Task to carry out → Take every line from the material that has the word "this" in it.

Records with interface code:
....................

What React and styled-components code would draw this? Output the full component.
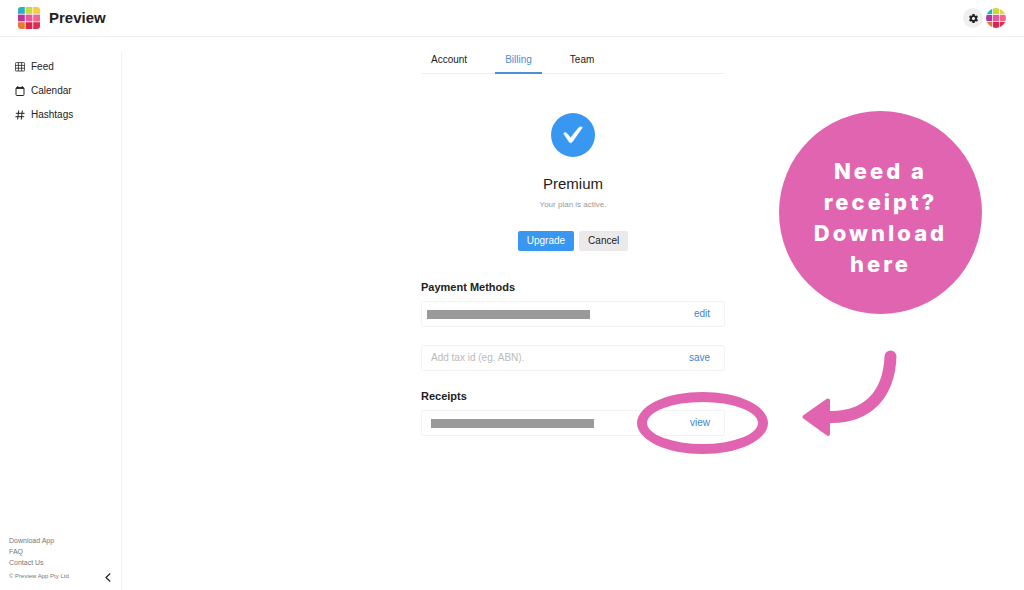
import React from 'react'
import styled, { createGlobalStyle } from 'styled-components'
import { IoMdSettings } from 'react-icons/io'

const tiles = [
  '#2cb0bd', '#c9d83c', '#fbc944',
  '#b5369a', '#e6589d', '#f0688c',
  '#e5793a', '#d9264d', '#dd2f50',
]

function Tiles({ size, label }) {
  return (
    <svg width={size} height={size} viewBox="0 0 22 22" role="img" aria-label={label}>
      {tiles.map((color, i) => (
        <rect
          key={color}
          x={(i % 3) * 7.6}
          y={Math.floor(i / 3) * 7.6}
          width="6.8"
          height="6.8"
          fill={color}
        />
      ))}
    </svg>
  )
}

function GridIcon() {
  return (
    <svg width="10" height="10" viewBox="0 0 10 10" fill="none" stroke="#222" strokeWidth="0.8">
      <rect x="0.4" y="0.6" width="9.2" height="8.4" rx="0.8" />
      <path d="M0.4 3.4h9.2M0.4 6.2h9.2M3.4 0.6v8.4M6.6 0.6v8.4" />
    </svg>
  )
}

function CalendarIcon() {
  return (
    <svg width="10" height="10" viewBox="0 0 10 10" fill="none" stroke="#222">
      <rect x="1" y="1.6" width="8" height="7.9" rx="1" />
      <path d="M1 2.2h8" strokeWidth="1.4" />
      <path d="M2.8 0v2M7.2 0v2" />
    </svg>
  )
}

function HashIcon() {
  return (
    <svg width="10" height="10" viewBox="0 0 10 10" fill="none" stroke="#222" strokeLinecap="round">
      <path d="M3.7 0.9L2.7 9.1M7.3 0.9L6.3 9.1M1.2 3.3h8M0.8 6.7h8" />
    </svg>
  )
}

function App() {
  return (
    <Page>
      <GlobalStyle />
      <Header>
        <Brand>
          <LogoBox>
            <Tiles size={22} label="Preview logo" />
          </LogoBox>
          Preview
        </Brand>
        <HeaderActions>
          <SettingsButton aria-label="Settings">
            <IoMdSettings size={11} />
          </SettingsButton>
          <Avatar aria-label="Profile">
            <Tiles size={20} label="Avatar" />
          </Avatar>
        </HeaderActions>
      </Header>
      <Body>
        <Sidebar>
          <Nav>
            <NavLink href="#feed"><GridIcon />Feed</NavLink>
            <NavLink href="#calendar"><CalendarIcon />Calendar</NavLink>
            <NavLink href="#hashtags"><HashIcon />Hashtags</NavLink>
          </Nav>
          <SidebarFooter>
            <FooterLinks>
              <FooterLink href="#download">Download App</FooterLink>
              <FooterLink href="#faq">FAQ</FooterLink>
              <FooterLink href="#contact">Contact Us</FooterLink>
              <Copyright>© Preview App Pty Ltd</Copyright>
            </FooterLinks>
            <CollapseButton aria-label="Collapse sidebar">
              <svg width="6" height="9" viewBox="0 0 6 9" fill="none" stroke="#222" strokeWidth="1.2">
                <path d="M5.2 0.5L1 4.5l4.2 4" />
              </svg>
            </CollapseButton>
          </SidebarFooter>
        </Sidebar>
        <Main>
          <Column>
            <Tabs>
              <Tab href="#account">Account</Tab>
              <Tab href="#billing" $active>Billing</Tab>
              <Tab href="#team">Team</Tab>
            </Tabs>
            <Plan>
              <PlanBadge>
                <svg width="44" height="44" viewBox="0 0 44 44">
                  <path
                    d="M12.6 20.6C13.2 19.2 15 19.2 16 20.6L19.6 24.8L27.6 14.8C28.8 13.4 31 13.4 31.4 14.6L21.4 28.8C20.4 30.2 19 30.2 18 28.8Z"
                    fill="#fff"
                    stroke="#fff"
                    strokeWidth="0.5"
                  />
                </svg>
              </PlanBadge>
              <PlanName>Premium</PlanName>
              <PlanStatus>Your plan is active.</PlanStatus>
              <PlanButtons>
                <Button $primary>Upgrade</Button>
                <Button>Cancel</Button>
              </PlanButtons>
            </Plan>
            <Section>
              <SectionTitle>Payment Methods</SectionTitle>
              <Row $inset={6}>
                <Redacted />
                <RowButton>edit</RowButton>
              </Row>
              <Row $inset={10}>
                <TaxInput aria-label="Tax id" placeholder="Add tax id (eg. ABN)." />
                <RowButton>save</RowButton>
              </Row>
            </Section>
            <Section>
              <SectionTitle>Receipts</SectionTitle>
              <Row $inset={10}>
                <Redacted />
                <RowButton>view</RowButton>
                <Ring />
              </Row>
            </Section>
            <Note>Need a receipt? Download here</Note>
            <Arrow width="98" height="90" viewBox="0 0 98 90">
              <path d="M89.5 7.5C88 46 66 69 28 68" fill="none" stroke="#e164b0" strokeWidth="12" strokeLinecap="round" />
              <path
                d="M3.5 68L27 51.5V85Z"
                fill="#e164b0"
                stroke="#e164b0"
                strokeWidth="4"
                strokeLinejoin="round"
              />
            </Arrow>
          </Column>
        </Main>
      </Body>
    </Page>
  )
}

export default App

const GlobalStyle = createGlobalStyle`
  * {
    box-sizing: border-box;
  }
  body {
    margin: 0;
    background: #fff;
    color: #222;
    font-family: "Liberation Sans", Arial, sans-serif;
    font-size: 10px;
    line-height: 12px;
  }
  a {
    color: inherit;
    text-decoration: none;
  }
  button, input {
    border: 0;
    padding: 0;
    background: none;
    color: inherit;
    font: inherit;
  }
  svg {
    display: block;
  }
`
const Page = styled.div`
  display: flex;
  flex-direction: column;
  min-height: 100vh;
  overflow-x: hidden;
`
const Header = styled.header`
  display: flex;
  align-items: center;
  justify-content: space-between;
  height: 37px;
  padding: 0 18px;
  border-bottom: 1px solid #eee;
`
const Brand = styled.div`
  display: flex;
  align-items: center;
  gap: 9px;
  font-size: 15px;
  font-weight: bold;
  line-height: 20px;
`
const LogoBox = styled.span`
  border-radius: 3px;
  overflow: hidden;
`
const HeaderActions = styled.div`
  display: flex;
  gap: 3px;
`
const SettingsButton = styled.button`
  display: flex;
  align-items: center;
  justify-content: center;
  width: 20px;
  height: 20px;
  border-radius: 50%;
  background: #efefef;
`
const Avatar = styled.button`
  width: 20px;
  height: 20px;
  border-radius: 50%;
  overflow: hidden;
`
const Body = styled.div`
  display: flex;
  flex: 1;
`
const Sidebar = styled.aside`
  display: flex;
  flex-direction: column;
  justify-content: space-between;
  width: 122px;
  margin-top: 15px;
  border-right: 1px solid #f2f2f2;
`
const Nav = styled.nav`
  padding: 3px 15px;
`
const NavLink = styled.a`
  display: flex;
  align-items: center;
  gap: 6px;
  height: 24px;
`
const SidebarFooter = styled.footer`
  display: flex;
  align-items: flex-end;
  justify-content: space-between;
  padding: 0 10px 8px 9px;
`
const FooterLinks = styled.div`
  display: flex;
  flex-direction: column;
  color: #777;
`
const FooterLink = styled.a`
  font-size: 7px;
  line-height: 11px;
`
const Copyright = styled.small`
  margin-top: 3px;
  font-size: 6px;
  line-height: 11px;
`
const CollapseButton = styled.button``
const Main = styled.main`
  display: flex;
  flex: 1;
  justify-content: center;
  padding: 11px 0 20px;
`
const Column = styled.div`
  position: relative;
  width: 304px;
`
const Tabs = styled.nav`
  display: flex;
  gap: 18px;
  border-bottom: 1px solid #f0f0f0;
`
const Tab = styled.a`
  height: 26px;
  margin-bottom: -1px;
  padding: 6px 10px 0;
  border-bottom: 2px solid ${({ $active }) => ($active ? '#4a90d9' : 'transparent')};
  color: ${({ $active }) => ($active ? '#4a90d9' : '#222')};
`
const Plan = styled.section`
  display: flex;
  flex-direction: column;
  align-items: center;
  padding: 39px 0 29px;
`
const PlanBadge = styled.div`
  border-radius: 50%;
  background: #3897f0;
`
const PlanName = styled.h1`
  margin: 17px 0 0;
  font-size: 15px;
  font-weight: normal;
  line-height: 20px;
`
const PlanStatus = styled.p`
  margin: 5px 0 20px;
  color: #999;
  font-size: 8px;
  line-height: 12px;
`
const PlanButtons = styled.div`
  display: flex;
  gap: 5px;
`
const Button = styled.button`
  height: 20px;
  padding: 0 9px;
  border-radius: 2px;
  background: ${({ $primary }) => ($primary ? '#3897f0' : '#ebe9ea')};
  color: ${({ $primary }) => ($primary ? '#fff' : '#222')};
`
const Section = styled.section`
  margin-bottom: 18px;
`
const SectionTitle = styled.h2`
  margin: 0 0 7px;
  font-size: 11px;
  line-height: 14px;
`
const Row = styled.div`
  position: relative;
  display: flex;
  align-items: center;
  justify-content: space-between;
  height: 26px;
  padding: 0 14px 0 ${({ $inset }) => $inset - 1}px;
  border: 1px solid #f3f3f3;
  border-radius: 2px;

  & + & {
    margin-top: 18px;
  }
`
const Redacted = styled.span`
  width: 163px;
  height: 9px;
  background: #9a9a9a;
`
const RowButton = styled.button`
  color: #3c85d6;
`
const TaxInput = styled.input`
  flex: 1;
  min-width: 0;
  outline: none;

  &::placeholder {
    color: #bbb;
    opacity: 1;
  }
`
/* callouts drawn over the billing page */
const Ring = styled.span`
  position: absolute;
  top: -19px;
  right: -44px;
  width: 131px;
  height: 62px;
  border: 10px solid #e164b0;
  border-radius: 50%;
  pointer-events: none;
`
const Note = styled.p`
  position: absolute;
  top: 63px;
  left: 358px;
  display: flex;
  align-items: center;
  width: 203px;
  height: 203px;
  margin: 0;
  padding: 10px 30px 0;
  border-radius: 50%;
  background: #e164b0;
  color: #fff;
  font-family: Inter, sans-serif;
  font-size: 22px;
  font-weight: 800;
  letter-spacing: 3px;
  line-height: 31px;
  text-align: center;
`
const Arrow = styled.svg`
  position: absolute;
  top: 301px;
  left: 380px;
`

....................

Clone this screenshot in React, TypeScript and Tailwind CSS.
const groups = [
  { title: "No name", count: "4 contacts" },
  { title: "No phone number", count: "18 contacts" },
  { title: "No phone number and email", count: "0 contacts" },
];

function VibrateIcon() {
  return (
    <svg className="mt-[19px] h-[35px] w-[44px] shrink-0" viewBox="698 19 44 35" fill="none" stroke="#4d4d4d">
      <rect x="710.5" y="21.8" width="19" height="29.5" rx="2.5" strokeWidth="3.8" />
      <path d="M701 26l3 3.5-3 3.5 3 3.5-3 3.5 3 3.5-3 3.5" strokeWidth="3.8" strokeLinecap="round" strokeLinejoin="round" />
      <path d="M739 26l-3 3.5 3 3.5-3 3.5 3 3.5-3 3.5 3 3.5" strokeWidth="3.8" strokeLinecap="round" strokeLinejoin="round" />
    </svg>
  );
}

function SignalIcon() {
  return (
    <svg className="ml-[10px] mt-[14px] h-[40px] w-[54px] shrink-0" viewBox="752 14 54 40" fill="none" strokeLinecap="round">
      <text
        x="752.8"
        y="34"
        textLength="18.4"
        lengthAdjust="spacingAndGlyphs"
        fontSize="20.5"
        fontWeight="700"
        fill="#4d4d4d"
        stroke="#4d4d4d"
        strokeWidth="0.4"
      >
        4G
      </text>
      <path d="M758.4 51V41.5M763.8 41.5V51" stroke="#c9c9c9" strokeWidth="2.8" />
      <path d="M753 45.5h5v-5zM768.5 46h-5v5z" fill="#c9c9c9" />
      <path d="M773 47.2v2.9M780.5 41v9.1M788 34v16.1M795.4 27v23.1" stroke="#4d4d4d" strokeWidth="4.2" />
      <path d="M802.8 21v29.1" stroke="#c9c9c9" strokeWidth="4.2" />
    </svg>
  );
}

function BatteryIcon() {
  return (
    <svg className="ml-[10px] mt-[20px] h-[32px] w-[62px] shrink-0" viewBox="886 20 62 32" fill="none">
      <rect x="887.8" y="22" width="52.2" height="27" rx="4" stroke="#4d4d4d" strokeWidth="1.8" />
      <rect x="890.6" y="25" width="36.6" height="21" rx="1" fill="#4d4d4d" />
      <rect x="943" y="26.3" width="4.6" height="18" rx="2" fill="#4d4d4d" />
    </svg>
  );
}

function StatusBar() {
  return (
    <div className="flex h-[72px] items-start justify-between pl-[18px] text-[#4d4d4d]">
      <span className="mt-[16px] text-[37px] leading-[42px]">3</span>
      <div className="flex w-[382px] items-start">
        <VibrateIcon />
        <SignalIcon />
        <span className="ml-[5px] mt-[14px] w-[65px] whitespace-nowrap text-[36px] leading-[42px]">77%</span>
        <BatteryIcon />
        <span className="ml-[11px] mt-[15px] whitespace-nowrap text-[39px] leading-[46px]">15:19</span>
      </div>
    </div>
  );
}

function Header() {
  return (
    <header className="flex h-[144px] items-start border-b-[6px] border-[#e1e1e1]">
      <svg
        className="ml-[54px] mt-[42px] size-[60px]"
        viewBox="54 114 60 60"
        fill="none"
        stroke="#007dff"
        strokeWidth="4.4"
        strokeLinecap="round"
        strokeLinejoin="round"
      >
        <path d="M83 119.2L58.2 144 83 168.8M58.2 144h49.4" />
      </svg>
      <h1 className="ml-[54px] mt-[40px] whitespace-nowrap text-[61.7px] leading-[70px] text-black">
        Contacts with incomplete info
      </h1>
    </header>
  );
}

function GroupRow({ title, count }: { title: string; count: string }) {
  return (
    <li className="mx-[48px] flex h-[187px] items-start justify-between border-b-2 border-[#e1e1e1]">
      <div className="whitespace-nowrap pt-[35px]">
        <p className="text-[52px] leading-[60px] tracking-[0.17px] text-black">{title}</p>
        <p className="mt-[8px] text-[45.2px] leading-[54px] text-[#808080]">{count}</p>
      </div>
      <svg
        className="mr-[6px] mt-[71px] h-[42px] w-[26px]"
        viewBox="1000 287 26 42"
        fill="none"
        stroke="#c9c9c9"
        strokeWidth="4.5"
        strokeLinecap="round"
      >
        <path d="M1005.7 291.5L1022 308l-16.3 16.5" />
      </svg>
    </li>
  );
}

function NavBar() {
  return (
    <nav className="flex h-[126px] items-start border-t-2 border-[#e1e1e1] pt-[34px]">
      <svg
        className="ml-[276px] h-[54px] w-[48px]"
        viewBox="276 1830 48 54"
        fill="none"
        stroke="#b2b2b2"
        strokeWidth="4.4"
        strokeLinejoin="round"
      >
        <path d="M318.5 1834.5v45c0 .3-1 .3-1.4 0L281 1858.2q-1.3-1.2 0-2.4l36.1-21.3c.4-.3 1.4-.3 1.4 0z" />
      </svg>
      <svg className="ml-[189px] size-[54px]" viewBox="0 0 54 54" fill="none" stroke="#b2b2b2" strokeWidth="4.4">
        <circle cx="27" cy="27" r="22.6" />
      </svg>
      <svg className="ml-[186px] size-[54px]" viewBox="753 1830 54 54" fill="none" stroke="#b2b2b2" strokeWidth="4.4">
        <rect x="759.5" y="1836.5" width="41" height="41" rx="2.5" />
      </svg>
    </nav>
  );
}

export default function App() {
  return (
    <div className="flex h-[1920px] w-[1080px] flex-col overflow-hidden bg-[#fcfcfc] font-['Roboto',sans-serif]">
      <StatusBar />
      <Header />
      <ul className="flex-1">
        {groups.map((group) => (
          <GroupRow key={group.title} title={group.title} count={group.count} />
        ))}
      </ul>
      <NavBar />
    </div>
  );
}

....................

Result below →
What React and styled-components code would draw this? Output the full component.
Clone this screenshot in React, TypeScript and Tailwind CSS.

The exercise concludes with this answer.